Job | Select all lines holding the word "screenshot" from the entries that follow.
-------- Listed records --------
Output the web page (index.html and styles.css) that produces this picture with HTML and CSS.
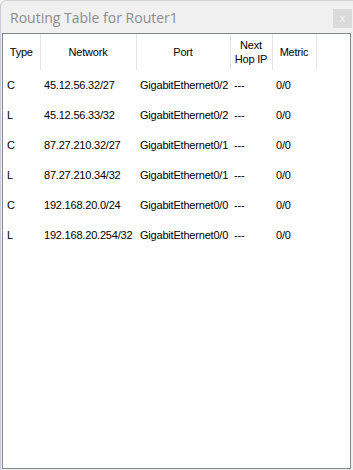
FILE: index.html
```html
<!DOCTYPE html>
<html>
<head>
<meta charset="utf-8">
<link rel="stylesheet" href="styles.css">
</head>
<body>
<div class="dialog">
  <div class="titlebar">
    <span class="title">Routing Table for Router1</span>
    <span class="close">x</span>
  </div>
  <div class="panel">
    <table class="routes">
      <colgroup>
        <col class="c-type"><col class="c-net"><col class="c-port"><col class="c-hop"><col class="c-metric"><col>
      </colgroup>
      <thead>
        <tr>
          <th class="left">Type</th>
          <th>Network</th>
          <th>Port</th>
          <th>Next<br>Hop IP</th>
          <th>Metric</th>
          <th class="blank"></th>
        </tr>
      </thead>
      <tbody>
        <tr><td class="t">C</td><td>45.12.56.32/27</td><td>GigabitEthernet0/2</td><td>---</td><td>0/0</td><td></td></tr>
        <tr><td class="t">L</td><td>45.12.56.33/32</td><td>GigabitEthernet0/2</td><td>---</td><td>0/0</td><td></td></tr>
        <tr><td class="t">C</td><td>87.27.210.32/27</td><td>GigabitEthernet0/1</td><td>---</td><td>0/0</td><td></td></tr>
        <tr><td class="t">L</td><td>87.27.210.34/32</td><td>GigabitEthernet0/1</td><td>---</td><td>0/0</td><td></td></tr>
        <tr><td class="t">C</td><td>192.168.20.0/24</td><td>GigabitEthernet0/0</td><td>---</td><td>0/0</td><td></td></tr>
        <tr><td class="t">L</td><td>192.168.20.254/32</td><td>GigabitEthernet0/0</td><td>---</td><td>0/0</td><td></td></tr>
      </tbody>
    </table>
  </div>
</div>
</body>
</html>
```
FILE: styles.css
```css
html, body {
  margin: 0;
  padding: 0;
  background: #ffffff;
}
body {
  width: 353px;
  height: 470px;
  overflow: hidden;
}
.dialog {
  box-sizing: border-box;
  width: 353px;
  height: 470px;
  background: #f0f0f0;
  border-left: 1px solid #c9ccd8;
  border-top: 1px solid #d4d4d4;
  border-top-left-radius: 6px;
  display: flex;
  flex-direction: column;
}
.titlebar {
  height: 32px;
  display: flex;
  align-items: flex-start;
  justify-content: space-between;
  box-sizing: border-box;
  padding: 8px 1px 0 9px;
}
.title {
  font-family: "Open Sans", "Noto Sans", sans-serif;
  font-size: 14px;
  color: #8c8c8c;
  line-height: 16px;
  margin-top: 1px;
}
.close {
  width: 19px;
  height: 19px;
  background: #dadada;
  color: #f2f2f2;
  font-family: "Liberation Sans", sans-serif;
  font-size: 11px;
  line-height: 18px;
  text-align: center;
}
.panel {
  margin-left: 1px;
  width: 349px;
  height: 436px;
  box-sizing: border-box;
  border: 1px solid #828790;
  background: #ffffff;
}
.routes {
  border-collapse: collapse;
  table-layout: fixed;
  width: 347px;
  font-family: "Liberation Sans", Arial, sans-serif;
  font-size: 11px;
  letter-spacing: -0.2px;
  color: #000000;
}
.c-type { width: 37px; }
.c-net { width: 96px; }
.c-port { width: 94px; }
.c-hop { width: 42px; }
.c-metric { width: 44px; }
.routes th {
  height: 36px;
  padding: 0;
  font-weight: normal;
  text-align: center;
  line-height: 14px;
  border-right: 1px solid #e5e5e5;
  vertical-align: middle;
}
.routes th.blank {
  border-right: none;
}
.routes td {
  height: 30px;
  padding: 0 0 0 4px;
  white-space: nowrap;
  overflow: hidden;
  vertical-align: middle;
  line-height: 14px;
}
```
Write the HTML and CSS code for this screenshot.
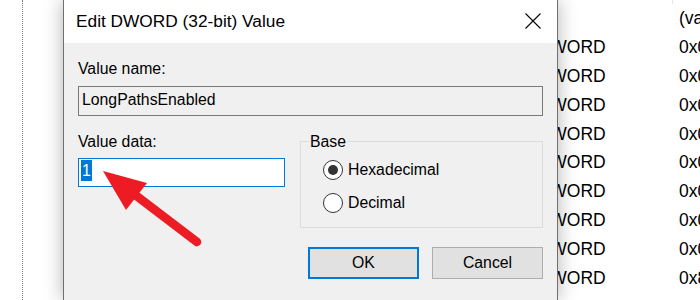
FILE: index.html
```html
<!DOCTYPE html>
<html lang="en">
<head>
    <meta charset="UTF-8" />
    <meta name="viewport" content="width=device-width, initial-scale=1.0" />
    <title>Edit DWORD (32-bit) Value</title>
    <link rel="stylesheet" href="styles.css">
</head>
<body>
    <div class="regedit">
        <div class="tree"><div class="tree-line"></div></div>
        <!-- value list behind the dialog, name column is covered -->
        <div class="values">
            <div class="values-head"><span></span><span class="col-type"></span><span></span></div>
            <div class="value-row"><span></span><span class="col-type narrow">REG_SZ</span><span class="col-data">(value not set)</span></div>
            <div class="value-row"><span></span><span class="col-type">REG_DWORD</span><span class="col-data">0x00000001 (1)</span></div>
            <div class="value-row"><span></span><span class="col-type">REG_DWORD</span><span class="col-data">0x00000000 (0)</span></div>
            <div class="value-row"><span></span><span class="col-type">REG_DWORD</span><span class="col-data">0x00000000 (0)</span></div>
            <div class="value-row"><span></span><span class="col-type">REG_DWORD</span><span class="col-data">0x00000000 (0)</span></div>
            <div class="value-row"><span></span><span class="col-type">REG_DWORD</span><span class="col-data">0x00000000 (0)</span></div>
            <div class="value-row"><span></span><span class="col-type">REG_DWORD</span><span class="col-data">0x00000002 (2)</span></div>
            <div class="value-row"><span></span><span class="col-type">REG_DWORD</span><span class="col-data">0x00000000 (0)</span></div>
            <div class="value-row"><span></span><span class="col-type">REG_DWORD</span><span class="col-data">0x00000000 (0)</span></div>
            <div class="value-row"><span></span><span class="col-type">REG_DWORD</span><span class="col-data">0x80000002 (2147483650)</span></div>
        </div>
    </div>

    <div class="dialog">
        <div class="titlebar">
            <span class="title">Edit DWORD (32-bit) Value</span>
            <svg class="close" width="16" height="16" viewBox="0 0 16 16">
                <path d="M0.5 0.5 L15.5 15.5 M15.5 0.5 L0.5 15.5" stroke="#000" stroke-width="1.1" fill="none" />
            </svg>
        </div>
        <div class="dialog-body">
            <div class="label">Value name:</div>
            <div class="field field-readonly">LongPathsEnabled</div>

            <div class="data-grid">
                <div>
                    <div class="label">Value data:</div>
                    <div class="field field-active"><span class="selected">1</span></div>
                </div>
                <fieldset class="group">
                    <legend>Base</legend>
                    <div class="radios">
                        <div class="radio"><span class="circle"><span class="dot"></span></span>Hexadecimal</div>
                        <div class="radio"><span class="circle"></span>Decimal</div>
                    </div>
                </fieldset>
            </div>

            <div class="buttons">
                <button class="primary">OK</button>
                <button>Cancel</button>
            </div>
        </div>
    </div>

    <!-- red annotation arrow -->
    <svg class="arrow" width="700" height="300" viewBox="0 0 700 300">
        <line x1="197" y1="242" x2="134" y2="194" stroke="#ed1c24" stroke-width="8.5" stroke-linecap="round" />
        <polygon points="103,171 147,183 126,210" fill="#ed1c24" />
    </svg>
</body>
</html>
```

FILE: styles.css
```css
* {
    margin: 0;
    padding: 0;
    box-sizing: border-box;
}

body {
    width: 700px;
    height: 300px;
    overflow: hidden;
    background-color: #fff;
    color: #000;
    font-family: "Liberation Sans", Arial, sans-serif;
    position: relative;
}

.regedit {
    display: flex;
    height: 300px;
}

.tree {
    width: 200px;
    padding-left: 22px;
}

.tree-line {
    height: 100%;
    border-left: 1px dotted #7f7f7f;
}

.values {
    flex: 1;
    font-size: 17.5px;
    white-space: nowrap;
    overflow: hidden;
}

.values-head,
.value-row {
    display: grid;
    grid-template-columns: 290px 183px 1fr;
}

.values-head {
    height: 4px;
}

.values-head .col-type {
    border-right: 1px solid #e5e5e5;
}

.value-row {
    height: 28.9px;
    line-height: 28.9px;
}

.value-row span {
    overflow: hidden;
}

.narrow {
    letter-spacing: -1px;
}

.col-data {
    padding-left: 6px;
}

/* dialog window */
.dialog {
    position: absolute;
    left: 63px;
    top: 0;
    width: 495px;
    height: 300px;
    background-color: #f0f0f0;
    border: 1px solid #707070;
    border-top: none;
    border-bottom: none;
    box-shadow: 0 0 18px rgba(0, 0, 0, 0.3);
    font-size: 15.8px;
}

.titlebar {
    height: 43px;
    background-color: #fff;
    display: flex;
    align-items: flex-start;
    padding: 0 16px 0 12px;
}

.title {
    font-size: 17.3px;
    line-height: 43px;
}

.close {
    margin-left: auto;
    margin-top: 13px;
}

.dialog-body {
    padding: 15.5px 14px 0;
}

.label {
    line-height: 20px;
}

.field {
    margin-top: 7.5px;
    height: 30px;
    border: 1px solid #7a7a7a;
    padding: 0 3px 2px;
    line-height: 26px;
    white-space: nowrap;
}

.field-active {
    margin-top: 6.5px;
    height: 29px;
    background-color: #fff;
    border-color: #0078d7;
    padding: 1px 2px;
    line-height: 21px;
}

.selected {
    display: inline-block;
    background-color: #0078d7;
    color: #fff;
    padding: 0 1px;
    line-height: 21px;
}

.data-grid {
    display: grid;
    grid-template-columns: 207px 1fr;
    column-gap: 15px;
    margin-top: 15.5px;
    align-items: start;
}

.group {
    height: 96.5px;
    min-width: 0;
    border: 1px solid #dcdcdc;
    padding: 0 0 0 8px;
}

.group legend {
    padding: 0 1px;
    line-height: 20px;
}

.radios {
    padding: 6.5px 0 0 14px;
}

.radio {
    display: flex;
    align-items: center;
    gap: 5px;
    height: 24px;
}

.radio + .radio {
    margin-top: 9px;
}

.circle {
    width: 20px;
    height: 20px;
    border: 1px solid #333;
    border-radius: 50%;
    background-color: #fff;
    display: flex;
    align-items: center;
    justify-content: center;
}

.dot {
    width: 10px;
    height: 10px;
    border-radius: 50%;
    background-color: #333;
}

.buttons {
    display: flex;
    justify-content: flex-end;
    gap: 13px;
    margin-top: 19px;
}

button {
    width: 111px;
    height: 32px;
    background-color: #e1e1e1;
    border: 1px solid #adadad;
    font-family: inherit;
    font-size: 15.8px;
    color: #000;
}

button.primary {
    border: 2px solid #0078d7;
}

.arrow {
    position: absolute;
    left: 0;
    top: 0;
    pointer-events: none;
}
```
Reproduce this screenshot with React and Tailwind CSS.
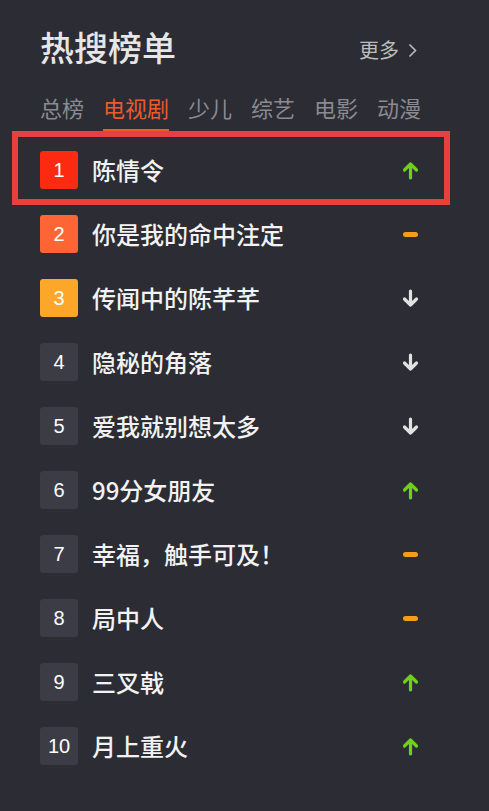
import React from "react";

const tabs = ["总榜", "电视剧", "少儿", "综艺", "电影", "动漫"];

const items = [
  { name: "陈情令", trend: "up" },
  { name: "你是我的命中注定", trend: "flat" },
  { name: "传闻中的陈芊芊", trend: "down" },
  { name: "隐秘的角落", trend: "down" },
  { name: "爱我就别想太多", trend: "down" },
  { name: "99分女朋友", trend: "up" },
  { name: "幸福，触手可及！", trend: "flat" },
  { name: "局中人", trend: "flat" },
  { name: "三叉戟", trend: "up" },
  { name: "月上重火", trend: "up" },
];

function badgeClass(rank) {
  if (rank === 1) return "bg-[#fb2a10]";
  if (rank === 2) return "bg-[#fd6535]";
  if (rank === 3) return "bg-[#fca62a]";
  return "bg-[#3b3c46]";
}

function Trend({ type }) {
  if (type === "flat") {
    return <div className="w-[15px] h-[5px] rounded-full bg-[#f59d1d]" />;
  }
  const color = type === "up" ? "#6fcf1b" : "#e2e2e2";
  return (
    <svg width="17" height="19" viewBox="0 0 17 19" fill="none">
      {type === "up" ? (
        <path d="M8.5 3 V17 M2.5 9 L8.5 3 L14.5 9" stroke={color} strokeWidth="3.2" strokeLinecap="round" strokeLinejoin="round" />
      ) : (
        <path d="M8.5 2 V16 M2.5 10 L8.5 16 L14.5 10" stroke={color} strokeWidth="3.2" strokeLinecap="round" strokeLinejoin="round" />
      )}
    </svg>
  );
}

export default function App() {
  return (
    <div
      className="w-[489px] h-[811px] bg-[#2b2c34] overflow-hidden"
      style={{ fontFamily: '"Noto Sans CJK SC", "Noto Sans", sans-serif' }}
    >
      {/* header */}
      <div className="pt-[24px] pl-[40px]">
        <div className="h-[46px] pr-[72px] flex items-center justify-between">
          <h1 className="text-[34px] leading-none font-medium text-[#e6e6e6]">热搜榜单</h1>
          <div className="flex items-center gap-[9px] text-[20px] leading-none text-[#bdbdbd] pt-[6px]">
            <span>更多</span>
            <svg width="9" height="15" viewBox="0 0 9 15" fill="none">
              <path d="M1.5 1.5 L7.5 7.5 L1.5 13.5" stroke="#bdbdbd" strokeWidth="1.6" />
            </svg>
          </div>
        </div>

        <div className="mt-[22px] flex gap-[19px] whitespace-nowrap">
          {tabs.map((t, i) => (
            <div key={t} className="flex flex-col shrink-0">
              <span
                className={
                  "h-[30px] leading-[30px] text-[22px] " +
                  (i === 1 ? "text-[#ee5a2c]" : "text-[#8a8a90]")
                }
              >
                {t}
              </span>
              <div className={"mt-[7px] h-[2px] " + (i === 1 ? "bg-[#ee5a2c]" : "")} />
            </div>
          ))}
        </div>
      </div>

      {/* list */}
      <div className="mt-[7px]">
        {items.map((it, idx) => {
          const rank = idx + 1;
          return (
            <div key={it.name} className="relative h-[64px] flex items-center pl-[40px] pr-[70px]">
              {rank === 1 && (
                <div className="absolute left-[12px] top-[-7px] w-[438px] h-[74px] border-[6px] border-[#e8403f]" />
              )}
              <div
                className={
                  "w-[38px] h-[38px] rounded-[3px] flex items-center justify-center text-white text-[20px] " +
                  badgeClass(rank)
                }
                style={{ fontFamily: '"Liberation Sans", Arial, sans-serif' }}
              >
                {rank}
              </div>
              <span className="ml-[14px] flex-1 text-[24px] leading-none font-medium text-[#f2f2f2]">{it.name}</span>
              <div className="w-[17px] flex justify-center">
                <Trend type={it.trend} />
              </div>
            </div>
          );
        })}
      </div>
    </div>
  );
}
--------
Answer to the task |
Write the HTML and CSS code for this screenshot.
Reproduce this screenshot with React and Tailwind CSS.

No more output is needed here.